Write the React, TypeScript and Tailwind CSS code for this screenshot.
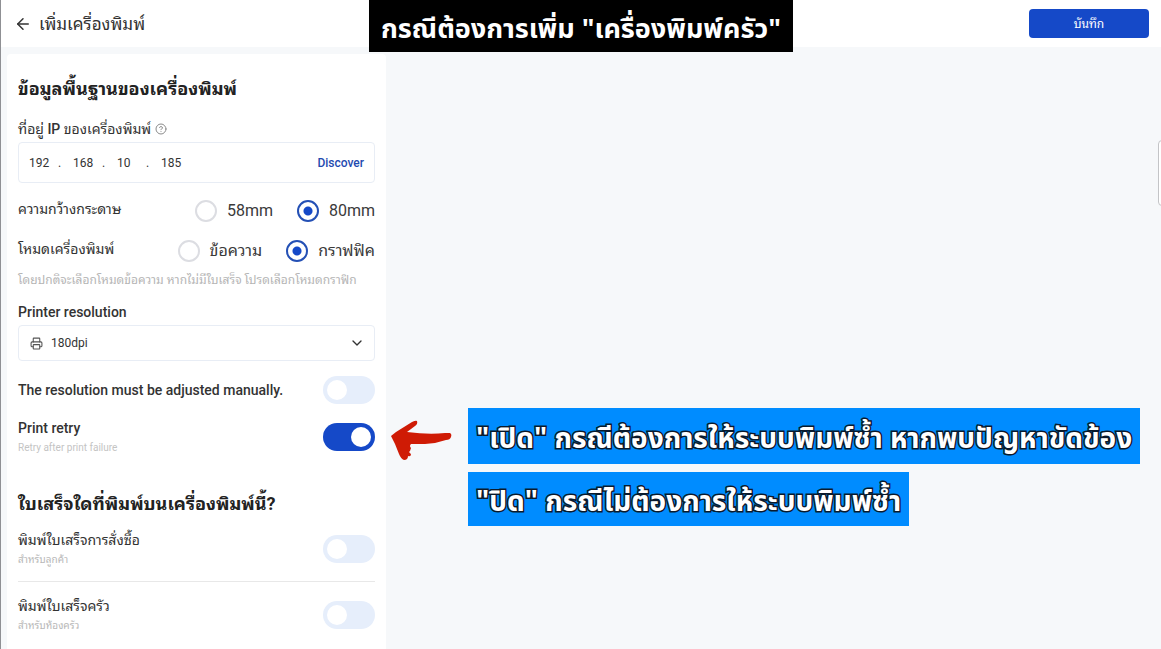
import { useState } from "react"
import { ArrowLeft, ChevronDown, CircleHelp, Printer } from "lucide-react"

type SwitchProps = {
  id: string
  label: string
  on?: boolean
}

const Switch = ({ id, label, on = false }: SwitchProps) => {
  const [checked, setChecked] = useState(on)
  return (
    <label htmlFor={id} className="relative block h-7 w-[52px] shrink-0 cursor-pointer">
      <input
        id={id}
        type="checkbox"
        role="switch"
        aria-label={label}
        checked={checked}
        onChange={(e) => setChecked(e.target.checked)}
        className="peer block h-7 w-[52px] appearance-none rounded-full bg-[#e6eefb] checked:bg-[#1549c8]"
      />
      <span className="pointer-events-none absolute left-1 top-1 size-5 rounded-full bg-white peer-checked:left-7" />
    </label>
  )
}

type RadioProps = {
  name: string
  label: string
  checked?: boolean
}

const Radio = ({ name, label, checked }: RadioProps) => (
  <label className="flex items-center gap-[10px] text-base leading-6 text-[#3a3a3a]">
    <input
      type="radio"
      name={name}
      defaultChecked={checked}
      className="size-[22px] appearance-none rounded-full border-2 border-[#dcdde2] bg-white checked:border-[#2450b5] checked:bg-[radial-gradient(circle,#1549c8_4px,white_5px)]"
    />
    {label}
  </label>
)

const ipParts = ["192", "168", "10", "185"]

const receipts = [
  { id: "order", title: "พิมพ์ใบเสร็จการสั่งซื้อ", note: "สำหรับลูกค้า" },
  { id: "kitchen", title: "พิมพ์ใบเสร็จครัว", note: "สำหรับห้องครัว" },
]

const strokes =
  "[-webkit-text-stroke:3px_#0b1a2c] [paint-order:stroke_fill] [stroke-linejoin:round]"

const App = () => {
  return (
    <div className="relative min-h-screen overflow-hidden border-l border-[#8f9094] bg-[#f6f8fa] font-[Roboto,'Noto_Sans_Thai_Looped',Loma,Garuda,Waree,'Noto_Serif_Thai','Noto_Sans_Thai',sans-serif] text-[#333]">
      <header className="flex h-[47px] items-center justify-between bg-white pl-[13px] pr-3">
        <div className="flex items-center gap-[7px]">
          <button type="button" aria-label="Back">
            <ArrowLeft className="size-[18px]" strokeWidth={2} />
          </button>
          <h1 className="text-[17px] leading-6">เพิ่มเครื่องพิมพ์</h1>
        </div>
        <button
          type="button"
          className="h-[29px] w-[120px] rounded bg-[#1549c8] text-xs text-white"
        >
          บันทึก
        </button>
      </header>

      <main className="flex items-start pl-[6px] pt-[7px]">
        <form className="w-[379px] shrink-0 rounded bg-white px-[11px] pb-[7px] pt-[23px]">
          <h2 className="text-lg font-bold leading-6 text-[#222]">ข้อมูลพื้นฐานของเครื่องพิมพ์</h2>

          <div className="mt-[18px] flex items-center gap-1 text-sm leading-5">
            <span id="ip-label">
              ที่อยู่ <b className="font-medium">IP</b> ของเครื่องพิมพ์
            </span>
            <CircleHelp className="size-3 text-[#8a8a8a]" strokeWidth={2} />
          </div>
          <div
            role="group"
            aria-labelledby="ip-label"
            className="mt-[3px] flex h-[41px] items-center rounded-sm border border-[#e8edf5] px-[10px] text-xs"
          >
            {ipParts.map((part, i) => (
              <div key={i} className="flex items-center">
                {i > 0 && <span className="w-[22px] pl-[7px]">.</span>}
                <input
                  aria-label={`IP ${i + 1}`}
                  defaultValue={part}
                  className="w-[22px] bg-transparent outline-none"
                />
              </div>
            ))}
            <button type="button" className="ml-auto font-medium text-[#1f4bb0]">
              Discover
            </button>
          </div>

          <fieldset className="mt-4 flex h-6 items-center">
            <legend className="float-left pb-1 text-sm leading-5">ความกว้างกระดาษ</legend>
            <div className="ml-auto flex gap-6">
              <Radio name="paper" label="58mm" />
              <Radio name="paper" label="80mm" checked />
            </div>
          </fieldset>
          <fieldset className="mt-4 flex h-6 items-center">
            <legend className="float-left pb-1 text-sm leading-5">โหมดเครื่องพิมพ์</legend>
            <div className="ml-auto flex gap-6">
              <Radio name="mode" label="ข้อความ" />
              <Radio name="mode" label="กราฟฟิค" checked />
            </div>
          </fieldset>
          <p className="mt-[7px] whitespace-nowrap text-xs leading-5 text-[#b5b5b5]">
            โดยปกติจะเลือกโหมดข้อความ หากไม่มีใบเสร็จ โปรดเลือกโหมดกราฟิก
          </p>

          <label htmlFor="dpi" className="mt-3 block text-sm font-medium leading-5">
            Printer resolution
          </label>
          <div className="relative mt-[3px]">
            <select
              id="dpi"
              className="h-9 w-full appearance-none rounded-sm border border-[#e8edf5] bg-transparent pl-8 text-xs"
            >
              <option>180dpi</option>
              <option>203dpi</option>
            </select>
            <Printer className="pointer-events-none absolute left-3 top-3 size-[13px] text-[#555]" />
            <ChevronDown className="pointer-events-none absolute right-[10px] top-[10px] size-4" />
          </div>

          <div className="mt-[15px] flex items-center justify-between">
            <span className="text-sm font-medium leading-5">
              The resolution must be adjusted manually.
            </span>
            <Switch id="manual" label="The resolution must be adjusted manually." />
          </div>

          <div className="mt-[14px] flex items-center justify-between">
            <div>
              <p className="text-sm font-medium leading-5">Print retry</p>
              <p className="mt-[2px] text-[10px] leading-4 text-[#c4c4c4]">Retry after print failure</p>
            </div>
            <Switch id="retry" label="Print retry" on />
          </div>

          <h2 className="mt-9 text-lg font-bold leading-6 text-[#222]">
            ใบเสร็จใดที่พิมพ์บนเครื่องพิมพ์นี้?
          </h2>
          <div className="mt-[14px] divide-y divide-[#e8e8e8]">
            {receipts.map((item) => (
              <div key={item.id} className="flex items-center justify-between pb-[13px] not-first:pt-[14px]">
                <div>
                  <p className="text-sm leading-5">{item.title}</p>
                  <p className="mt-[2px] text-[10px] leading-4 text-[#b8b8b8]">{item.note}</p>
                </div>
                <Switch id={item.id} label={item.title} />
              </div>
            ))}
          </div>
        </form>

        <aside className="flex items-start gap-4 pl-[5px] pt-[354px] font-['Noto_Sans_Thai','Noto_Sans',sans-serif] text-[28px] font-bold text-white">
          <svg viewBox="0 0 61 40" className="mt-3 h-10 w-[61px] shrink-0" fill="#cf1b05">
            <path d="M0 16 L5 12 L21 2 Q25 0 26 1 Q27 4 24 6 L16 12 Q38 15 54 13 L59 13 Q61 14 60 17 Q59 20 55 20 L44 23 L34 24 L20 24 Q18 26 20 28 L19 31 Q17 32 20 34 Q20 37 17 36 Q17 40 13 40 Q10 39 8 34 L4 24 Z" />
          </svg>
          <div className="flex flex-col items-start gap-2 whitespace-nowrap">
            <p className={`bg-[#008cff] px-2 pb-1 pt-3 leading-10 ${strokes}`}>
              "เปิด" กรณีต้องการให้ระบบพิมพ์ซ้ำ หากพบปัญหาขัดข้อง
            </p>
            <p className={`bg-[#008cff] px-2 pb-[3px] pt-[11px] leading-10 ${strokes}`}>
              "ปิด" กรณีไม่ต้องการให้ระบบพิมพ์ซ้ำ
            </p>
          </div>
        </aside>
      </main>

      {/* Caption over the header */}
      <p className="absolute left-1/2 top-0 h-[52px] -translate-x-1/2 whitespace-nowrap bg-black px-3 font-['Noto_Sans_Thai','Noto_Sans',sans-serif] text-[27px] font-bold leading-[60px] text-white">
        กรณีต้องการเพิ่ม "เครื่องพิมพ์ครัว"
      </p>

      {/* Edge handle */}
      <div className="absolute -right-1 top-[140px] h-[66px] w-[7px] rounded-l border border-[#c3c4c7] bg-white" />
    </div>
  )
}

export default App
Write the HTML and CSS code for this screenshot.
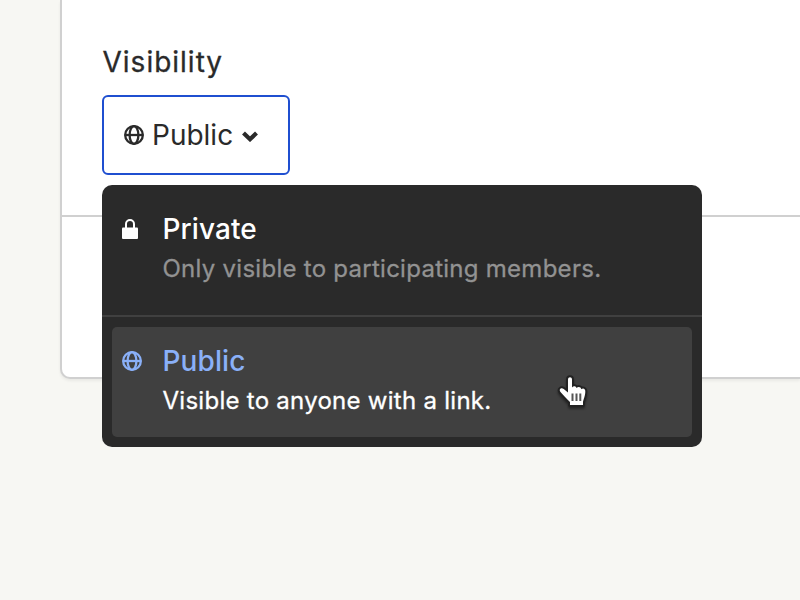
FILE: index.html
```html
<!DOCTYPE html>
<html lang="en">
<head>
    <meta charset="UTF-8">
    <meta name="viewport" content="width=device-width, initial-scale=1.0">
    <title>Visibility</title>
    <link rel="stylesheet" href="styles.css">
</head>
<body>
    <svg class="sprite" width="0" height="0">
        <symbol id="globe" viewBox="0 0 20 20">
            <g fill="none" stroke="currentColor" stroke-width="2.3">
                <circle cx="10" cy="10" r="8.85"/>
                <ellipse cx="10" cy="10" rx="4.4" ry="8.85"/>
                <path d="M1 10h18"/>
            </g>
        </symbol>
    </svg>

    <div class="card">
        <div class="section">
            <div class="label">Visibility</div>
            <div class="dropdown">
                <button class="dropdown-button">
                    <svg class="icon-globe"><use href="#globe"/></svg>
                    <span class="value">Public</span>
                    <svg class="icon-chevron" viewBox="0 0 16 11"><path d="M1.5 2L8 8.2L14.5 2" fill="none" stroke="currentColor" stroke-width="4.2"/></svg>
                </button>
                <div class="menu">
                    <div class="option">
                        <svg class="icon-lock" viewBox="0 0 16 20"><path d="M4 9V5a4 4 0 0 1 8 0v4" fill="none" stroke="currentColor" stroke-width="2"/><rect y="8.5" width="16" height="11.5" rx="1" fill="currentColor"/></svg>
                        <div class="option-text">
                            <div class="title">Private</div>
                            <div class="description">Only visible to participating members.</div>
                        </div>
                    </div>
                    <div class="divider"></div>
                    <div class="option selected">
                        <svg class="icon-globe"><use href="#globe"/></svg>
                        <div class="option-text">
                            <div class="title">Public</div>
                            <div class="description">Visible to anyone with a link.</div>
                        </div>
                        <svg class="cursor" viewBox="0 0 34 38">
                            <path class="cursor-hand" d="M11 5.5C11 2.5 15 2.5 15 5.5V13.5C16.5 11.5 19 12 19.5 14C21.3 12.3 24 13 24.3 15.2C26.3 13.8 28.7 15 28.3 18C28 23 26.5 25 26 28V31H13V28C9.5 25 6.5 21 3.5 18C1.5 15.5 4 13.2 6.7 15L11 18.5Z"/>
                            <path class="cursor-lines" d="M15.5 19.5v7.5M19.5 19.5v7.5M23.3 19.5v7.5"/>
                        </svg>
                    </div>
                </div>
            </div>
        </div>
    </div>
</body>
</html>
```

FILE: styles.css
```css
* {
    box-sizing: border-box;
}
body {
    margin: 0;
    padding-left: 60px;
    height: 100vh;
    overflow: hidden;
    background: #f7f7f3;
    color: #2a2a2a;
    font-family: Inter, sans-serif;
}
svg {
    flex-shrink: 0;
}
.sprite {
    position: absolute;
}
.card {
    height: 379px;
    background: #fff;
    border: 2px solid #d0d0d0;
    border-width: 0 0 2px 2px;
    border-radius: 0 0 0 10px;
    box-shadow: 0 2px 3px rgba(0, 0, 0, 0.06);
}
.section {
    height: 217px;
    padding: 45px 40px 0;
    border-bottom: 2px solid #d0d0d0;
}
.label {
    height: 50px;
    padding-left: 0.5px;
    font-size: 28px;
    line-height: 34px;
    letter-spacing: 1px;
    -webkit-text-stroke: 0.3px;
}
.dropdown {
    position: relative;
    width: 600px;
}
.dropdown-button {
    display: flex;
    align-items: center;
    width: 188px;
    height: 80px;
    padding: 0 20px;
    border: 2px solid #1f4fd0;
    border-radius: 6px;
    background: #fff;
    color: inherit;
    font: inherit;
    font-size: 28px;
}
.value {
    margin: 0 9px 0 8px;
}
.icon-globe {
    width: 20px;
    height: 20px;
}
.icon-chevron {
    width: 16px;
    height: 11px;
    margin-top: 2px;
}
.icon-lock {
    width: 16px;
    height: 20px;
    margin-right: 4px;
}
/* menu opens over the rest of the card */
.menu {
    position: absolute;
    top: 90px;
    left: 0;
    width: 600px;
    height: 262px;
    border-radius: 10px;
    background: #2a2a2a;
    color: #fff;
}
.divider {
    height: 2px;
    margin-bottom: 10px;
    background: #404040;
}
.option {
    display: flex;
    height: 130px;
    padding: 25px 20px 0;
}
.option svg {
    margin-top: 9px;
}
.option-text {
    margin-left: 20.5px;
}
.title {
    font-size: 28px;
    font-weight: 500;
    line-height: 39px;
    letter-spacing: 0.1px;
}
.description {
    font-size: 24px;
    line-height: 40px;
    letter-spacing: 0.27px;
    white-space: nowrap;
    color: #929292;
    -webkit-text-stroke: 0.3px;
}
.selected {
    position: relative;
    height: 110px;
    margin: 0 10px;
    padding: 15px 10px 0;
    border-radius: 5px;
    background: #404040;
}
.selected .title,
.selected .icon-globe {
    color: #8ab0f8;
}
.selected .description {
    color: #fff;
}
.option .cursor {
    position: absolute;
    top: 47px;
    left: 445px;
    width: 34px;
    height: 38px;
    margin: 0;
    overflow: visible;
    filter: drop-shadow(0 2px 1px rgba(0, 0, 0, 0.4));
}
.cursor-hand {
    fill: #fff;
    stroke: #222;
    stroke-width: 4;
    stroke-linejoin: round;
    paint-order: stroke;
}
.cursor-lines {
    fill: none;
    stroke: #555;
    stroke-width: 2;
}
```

===

▶ Prompt: Copy every line from the entries that contains the word "code".

▶ Reply:
Write the React, TypeScript and Tailwind CSS code for this screenshot.
Write the HTML and CSS code for this screenshot.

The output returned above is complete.